■ WHAT IS EXPECTED ■
Skipping all pictures, set down the lines of the listing from the first through the one with "const line = '#dcdcdc';".

■ DATA BLOCK ■
· · ·

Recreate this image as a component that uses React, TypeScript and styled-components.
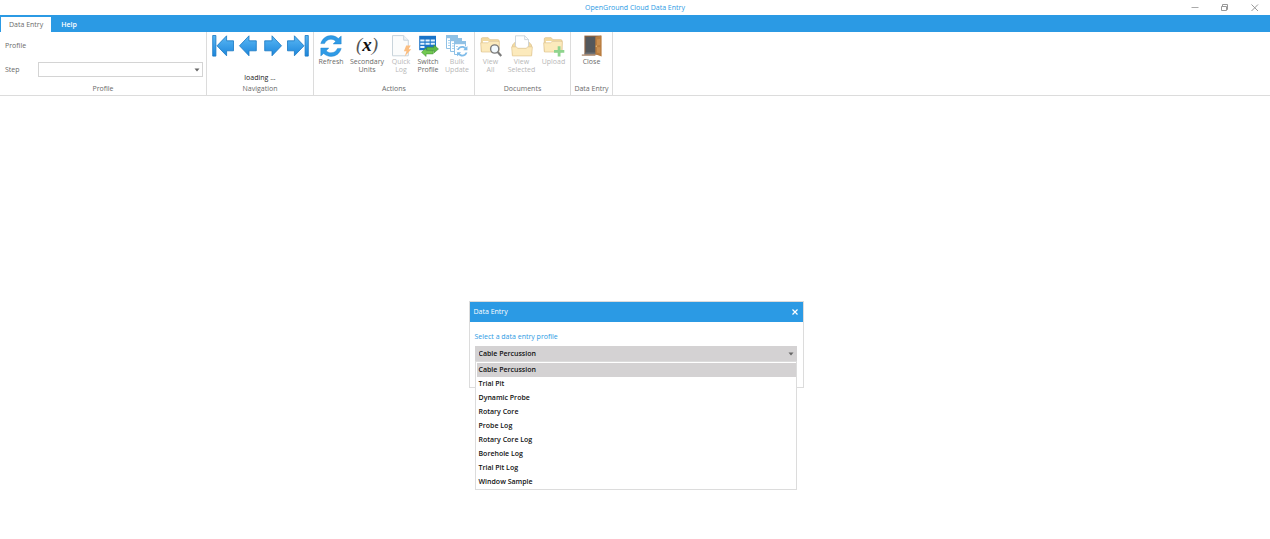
import React, { useState } from 'react';
import styled, { createGlobalStyle, css } from 'styled-components';

const blue = '#2b9ae4';
const line = '#dcdcdc';

const GlobalStyle = createGlobalStyle`
  * { box-sizing: border-box; }
  body {
    margin: 0;
    background: #fff;
    color: #6a6a6a;
    font-family: "Open Sans", "Noto Sans", sans-serif;
    font-size: 7px;
    line-height: 8px;
  }
  button, select { font: inherit; color: inherit; }
`;

const resetButton = css`
  border: 0;
  padding: 0;
  margin: 0;
  background: none;
`;

const Page = styled.div`
  display: flex;
  flex-direction: column;
  min-height: 100vh;
`;

const TitleBar = styled.header`
  display: grid;
  grid-template-columns: 1fr auto 1fr;
  align-items: center;
  height: 15px;
`;

const Title = styled.h1`
  grid-column: 2;
  margin: 0;
  font-size: 7px;
  font-weight: 400;
  color: ${blue};
`;

const WindowControls = styled.div`
  display: flex;
  justify-content: flex-end;
  gap: 20px;
  padding-right: 10px;
`;

const WindowButton = styled.button`
  ${resetButton}
  display: flex;
  width: 10px;
  height: 10px;
`;

const TabStrip = styled.nav`
  display: flex;
  height: 17px;
  padding: 2px 1px 0;
  background: ${blue};
`;

const Tab = styled.button<{ $active?: boolean }>`
  ${resetButton}
  padding: 0 8px;
  margin-right: 2px;
  background: ${(p) => (p.$active ? '#fff' : 'transparent')};
  color: ${(p) => (p.$active ? '#6a6a6a' : '#fff')};
  font-weight: ${(p) => (p.$active ? 400 : 600)};
`;

const Ribbon = styled.div`
  display: flex;
  height: 64px;
  border-bottom: 1px solid ${line};
`;

const Group = styled.section<{ $width: number }>`
  display: flex;
  flex-direction: column;
  flex: 0 0 ${(p) => p.$width}px;
  border-right: 1px solid ${line};
`;

const GroupBody = styled.div`
  display: flex;
  flex: 1;
  justify-content: center;
  padding-top: 3px;
`;

const GroupLabel = styled.h2`
  margin: 0;
  padding-bottom: 2px;
  font-size: 7px;
  font-weight: 400;
  text-align: center;
`;

const Fields = styled.div`
  display: grid;
  flex: 1;
  grid-template-columns: 33px 1fr;
  grid-template-rows: 15px 15px;
  row-gap: 9px;
  align-items: center;
  align-content: start;
  padding: 6px 3px 0 5px;
`;

const SelectBox = styled.div`
  display: grid;
  align-items: center;
  & > * { grid-area: 1 / 1; }
  & > svg { justify-self: end; margin-right: 3px; pointer-events: none; }
`;

const Select = styled.select<{ $filled?: boolean }>`
  appearance: none;
  width: 100%;
  height: 15px;
  padding: 0 3px;
  border: 1px solid ${(p) => (p.$filled ? '#d4d2d3' : '#d4d4d4')};
  border-radius: 0;
  background: ${(p) => (p.$filled ? '#d4d2d3' : '#fff')};
  color: #111;
  font-weight: ${(p) => (p.$filled ? 600 : 400)};
  outline: none;
`;

const Navigation = styled.div`
  display: flex;
  flex-direction: column;
  justify-content: space-between;
`;

const NavButtons = styled.div`
  display: flex;
  gap: 3px;
`;

const IconButton = styled.button`
  ${resetButton}
  display: flex;
`;

const Status = styled.output`
  padding-bottom: 3px;
  color: #222;
  text-align: center;
`;

const Tool = styled.button<{ $width: number }>`
  ${resetButton}
  display: flex;
  flex-direction: column;
  align-items: center;
  gap: 1px;
  width: ${(p) => p.$width}px;
  text-align: center;
  &:disabled { color: #b8b8b8; }
  &:disabled svg { opacity: 0.55; }
`;

const ToolLabel = styled.span`
  width: min-content;
  white-space: pre;
`;

const FormulaIcon = styled.span`
  height: 22px;
  color: #555;
  font: italic 19px/20px "Liberation Serif", serif;
  & > b { color: #111; }
`;

const Workspace = styled.main`
  display: flex;
  flex: 1;
  align-items: flex-start;
  justify-content: center;
  padding: 205px 8px 110px 10px;
`;

const Dialog = styled.section`
  width: 335px;
  max-width: 100%;
  border: 1px solid ${line};
`;

const DialogHeader = styled.header`
  display: flex;
  align-items: center;
  justify-content: space-between;
  height: 20px;
  padding: 0 4px;
  background: ${blue};
  color: #fff;
`;

const DialogTitle = styled.h2`
  margin: 0;
  font-size: 7px;
  font-weight: 400;
`;

const DialogBody = styled.div`
  display: flex;
  flex-direction: column;
  gap: 5px;
  height: 65px;
  padding: 11px 6px 0 5px;
`;

const Prompt = styled.label`
  color: ${blue};
`;

const Dropdown = styled.div`
  position: relative;
`;

const OptionList = styled.div`
  position: absolute;
  top: 100%;
  left: 0;
  right: 0;
  padding: 1px 0 0 1px;
  border: 1px solid ${line};
  background: #fff;
`;

const Option = styled.button`
  ${resetButton}
  display: block;
  width: 100%;
  height: 14px;
  padding: 0 2px;
  color: #111;
  font-weight: 600;
  text-align: left;
  &[aria-selected='true'] { background: #d4d2d3; }
`;

const Caret = () => (
  <svg width="6" height="4" viewBox="0 0 6 4"><path d="M.5.5h5L3 3.5z" fill="#666" /></svg>
);

const ArrowIcon = ({ bar, flip }: { bar?: boolean; flip?: boolean }) => (
  <svg width="22" height="22" viewBox="0 0 22 22">
    <defs>
      <linearGradient id="arrowFill" x1="0" y1="0" x2="0" y2="1">
        <stop offset="0" stopColor="#5bb8f4" />
        <stop offset="1" stopColor="#1c86dc" />
      </linearGradient>
    </defs>
    <g transform={flip ? 'translate(22 0) scale(-1 1)' : undefined} fill="url(#arrowFill)" stroke="#1877c2" strokeWidth=".8" strokeLinejoin="round">
      {bar && <path d="M.7.5h3.2v20.6H.7z" />}
      <path d={bar ? 'M5 10.8 14.6.8v5h6.9v10h-6.9v5z' : 'M2.5 10.8 12 .8v5h7.3v10H12v5z'} />
    </g>
  </svg>
);

const refreshPath = 'M.8 8.6C2.2 3.6 6.2.6 11 .6c2.9 0 5.4 1.1 7.3 2.9L21.2 1v8h-8l2.5-2.7C14.4 4.9 12.9 4.2 11 4.2 8 4.2 5.7 5.8 4.5 8.6z';

const RefreshShape = () => (
  <>
    <path d={refreshPath} />
    <path d={refreshPath} transform="rotate(180 11 11)" />
  </>
);

const RefreshIcon = () => (
  <svg width="22" height="22" viewBox="0 0 22 22" fill="#2f9be6" stroke="#1a7cc4" strokeWidth=".4">
    <RefreshShape />
  </svg>
);

const QuickLogIcon = () => (
  <svg width="22" height="22" viewBox="0 0 22 22">
    <path d="M2.5.6h11.2l4.6 4.6v15.6H2.5z" fill="#f8fafb" stroke="#9db1bf" />
    <path d="M13.7.6v4.6h4.6" fill="#e3eaef" stroke="#9db1bf" />
    <path d="M16.2 10.5h4.6l-2.2 3.8h2.7l-6.6 7.2 1.8-5.2h-2.6z" fill="#f98a1c" />
  </svg>
);

const SwitchIcon = () => (
  <svg width="22" height="22" viewBox="0 0 22 22">
    <path d="M2.2.8h16.8v14.4H2.2z" fill="#1b74c9" />
    <path d="M3.3 4.4h4.2v2.1H3.3zm5.2 0h4.2v2.1H8.5zm5.2 0h4.2v2.1h-4.2zM3.3 7.7h4.2v2.1H3.3zm5.2 0h4.2v2.1H8.5zm5.2 0h4.2v2.1h-4.2zM3.3 11h4.2v2.1H3.3z" fill="#e4f3fd" />
    <path d="m21.5 14-4.6-4.2v2.5H9.8v3.3h7.1V18z" fill="#5db944" stroke="#3b8a30" strokeWidth=".5" />
    <path d="m4.5 17.3 4.6-4.2v2.5h7.1v3.3H9.1v2.6z" fill="#72c952" stroke="#3b8a30" strokeWidth=".5" />
  </svg>
);

const Sheet = ({ x, y }: { x: number; y: number }) => (
  <g transform={`translate(${x} ${y})`}>
    <path d="M.5.5h11v13H.5z" fill="#fff" stroke="#378fd1" />
    <path d="M0 0h12v3.2H0z" fill="#378fd1" />
    <path d="M2 5.5h2M5 5.5h5M2 8h2M5 8h5M2 10.5h2M5 10.5h5" stroke="#5faee2" />
  </g>
);

const BulkIcon = () => (
  <svg width="22" height="22" viewBox="0 0 22 22">
    <Sheet x={0} y={0} />
    <Sheet x={4} y={3} />
    <Sheet x={8} y={6} />
    <circle cx="16" cy="16" r="6" fill="#fff" />
    <g transform="translate(10.6 10.6) scale(.51)" fill="#1886d8"><RefreshShape /></g>
  </svg>
);

const Folder = () => (
  <>
    <path d="M1.3 16.5V3.9c0-.7.4-1.2 1.2-1.2h5.7l1.7 2h8c.7 0 1.1.4 1.1 1v10.8z" fill="#e9bd55" stroke="#bb8b2c" strokeWidth=".7" />
    <path d="M3 6h14.8v3H3z" fill="#fff" />
    <path d="M.7 7.8h6.8l1.5-1.3h10.4L18.7 17H1.5z" fill="#fad986" stroke="#c99a3c" strokeWidth=".7" />
  </>
);

const ViewAllIcon = () => (
  <svg width="22" height="22" viewBox="0 0 22 22">
    <Folder />
    <circle cx="14.7" cy="14" r="4.1" fill="#e9f5fc" stroke="#111" strokeWidth="1.4" />
    <path d="m17.7 17 3.6 4" stroke="#111" strokeWidth="2.2" />
  </svg>
);

const ViewSelectedIcon = () => (
  <svg width="22" height="22" viewBox="0 0 22 22">
    <path d="M1.5 20V10l2.8-3h13.5l2.7 3v10z" fill="#e9bd55" stroke="#bb8b2c" strokeWidth=".7" />
    <path d="M4.5.8h9.2l3.8 3.8v9H4.5z" fill="#fff" stroke="#98a7b2" strokeWidth=".8" />
    <path d="M13.7.8v3.8h3.8" fill="none" stroke="#98a7b2" strokeWidth=".8" />
    <path d="M.6 11.8h4.8l1.2 1.5h8.8l1.2-1.5h4.8l-.8 9.1H1.4z" fill="#fad986" stroke="#c99a3c" strokeWidth=".7" />
  </svg>
);

const UploadIcon = () => (
  <svg width="22" height="22" viewBox="0 0 22 22">
    <Folder />
    <path d="M14.7 11.2h2.8v3.7h3.8v2.8h-3.8v3.8h-2.8v-3.8H11v-2.8h3.7z" fill="#32b232" />
  </svg>
);

const DoorIcon = () => (
  <svg width="22" height="22" viewBox="0 0 22 22">
    <path d="M3.4.6H20v19H3.4z" fill="#8a6142" />
    <path d="M4.6 1.8h10V19h-10z" fill="#54585c" />
    <path d="M4.6 17.6h10v1.6H3.2z" fill="#6d7175" />
    <path d="M14.4 1.8 20.6.4v21.2l-6.2-2.4z" fill="#b97d40" />
    <path d="m16 4.4 3.2-.7v6.4l-3.2.3zm0 7.6 3.2.2v6.2L16 17.4z" fill="#c98f50" />
    <path d="M.8 19.5h13.6v1.2H.8z" fill="#a07a5c" />
    <circle cx="15.3" cy="11.2" r=".6" fill="#f1d38b" />
  </svg>
);

const profiles = [
  'Cable Percussion', 'Trial Pit', 'Dynamic Probe', 'Rotary Core', 'Probe Log',
  'Rotary Core Log', 'Borehole Log', 'Trial Pit Log', 'Window Sample',
];

interface ToolItem {
  label: string;
  width: number;
  icon: React.ReactNode;
  disabled?: boolean;
}

const actions: ToolItem[] = [
  { label: 'Refresh', width: 30, icon: <RefreshIcon /> },
  { label: 'Secondary\nUnits', width: 42, icon: <FormulaIcon>(<b>x</b>)</FormulaIcon> },
  { label: 'Quick\nLog', width: 26, icon: <QuickLogIcon />, disabled: true },
  { label: 'Switch\nProfile', width: 28, icon: <SwitchIcon /> },
  { label: 'Bulk\nUpdate', width: 30, icon: <BulkIcon />, disabled: true },
];

const documents: ToolItem[] = [
  { label: 'View\nAll', width: 28, icon: <ViewAllIcon />, disabled: true },
  { label: 'View\nSelected', width: 34, icon: <ViewSelectedIcon />, disabled: true },
  { label: 'Upload', width: 30, icon: <UploadIcon />, disabled: true },
];

const closing: ToolItem[] = [{ label: 'Close', width: 30, icon: <DoorIcon /> }];

const ToolGroup = ({ name, width, tools }: { name: string; width: number; tools: ToolItem[] }) => (
  <Group $width={width}>
    <GroupBody>
      {tools.map((t) => (
        <Tool key={t.label} $width={t.width} disabled={t.disabled}>
          {t.icon}
          <ToolLabel>{t.label}</ToolLabel>
        </Tool>
      ))}
    </GroupBody>
    <GroupLabel>{name}</GroupLabel>
  </Group>
);

export default function App() {
  const [profile, setProfile] = useState(profiles[0]);
  return (
    <Page>
      <GlobalStyle />
      <TitleBar>
        <Title>OpenGround Cloud Data Entry</Title>
        <WindowControls>
          <WindowButton aria-label="Minimize">
            <svg width="10" height="10" viewBox="0 0 10 10"><path d="M1.5 4.5h7" stroke="#aaa" /></svg>
          </WindowButton>
          <WindowButton aria-label="Restore">
            <svg width="10" height="10" viewBox="0 0 10 10" fill="none" stroke="#999"><path d="M1.5 3.5h5v4h-5zM2.5 3V1.5h5v5H7" /></svg>
          </WindowButton>
          <WindowButton aria-label="Close window">
            <svg width="10" height="10" viewBox="0 0 10 10"><path d="m1.5 1.5 6.5 6.5M8 1.5 1.5 8" stroke="#999" /></svg>
          </WindowButton>
        </WindowControls>
      </TitleBar>
      <TabStrip>
        <Tab $active>Data Entry</Tab>
        <Tab>Help</Tab>
      </TabStrip>
      <Ribbon>
        <Group $width={207}>
          <Fields>
            <span>Profile</span>
            <span />
            <label htmlFor="step">Step</label>
            <SelectBox>
              <Select id="step" />
              <Caret />
            </SelectBox>
          </Fields>
          <GroupLabel>Profile</GroupLabel>
        </Group>
        <Group $width={107}>
          <GroupBody>
            <Navigation>
              <NavButtons>
                <IconButton aria-label="First"><ArrowIcon bar /></IconButton>
                <IconButton aria-label="Previous"><ArrowIcon /></IconButton>
                <IconButton aria-label="Next"><ArrowIcon flip /></IconButton>
                <IconButton aria-label="Last"><ArrowIcon bar flip /></IconButton>
              </NavButtons>
              <Status>loading ...</Status>
            </Navigation>
          </GroupBody>
          <GroupLabel>Navigation</GroupLabel>
        </Group>
        <ToolGroup name="Actions" width={161} tools={actions} />
        <ToolGroup name="Documents" width={96} tools={documents} />
        <ToolGroup name="Data Entry" width={42} tools={closing} />
      </Ribbon>
      <Workspace>
        <Dialog role="dialog" aria-labelledby="dialog-title">
          <DialogHeader>
            <DialogTitle id="dialog-title">Data Entry</DialogTitle>
            <IconButton aria-label="Close dialog">
              <svg width="8" height="8" viewBox="0 0 8 8"><path d="m1.5 1.5 5 5M6.5 1.5l-5 5" stroke="#fff" strokeWidth="1.2" /></svg>
            </IconButton>
          </DialogHeader>
          <DialogBody>
            <Prompt htmlFor="profile">Select a data entry profile</Prompt>
            <Dropdown>
              <SelectBox>
                <Select id="profile" $filled value={profile} onChange={(e) => setProfile(e.target.value)}>
                  {profiles.map((p) => <option key={p}>{p}</option>)}
                </Select>
                <Caret />
              </SelectBox>
              <OptionList role="listbox" aria-label="Profiles">
                {profiles.map((p) => (
                  <Option key={p} role="option" aria-selected={p === profile} onClick={() => setProfile(p)}>{p}</Option>
                ))}
              </OptionList>
            </Dropdown>
          </DialogBody>
        </Dialog>
      </Workspace>
    </Page>
  );
}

· · ·

■ ANSWER IN FULL ■
Recreate this image as a component that uses React, TypeScript and styled-components.
import React, { useState } from 'react';
import styled, { createGlobalStyle, css } from 'styled-components';

const blue = '#2b9ae4';
const line = '#dcdcdc';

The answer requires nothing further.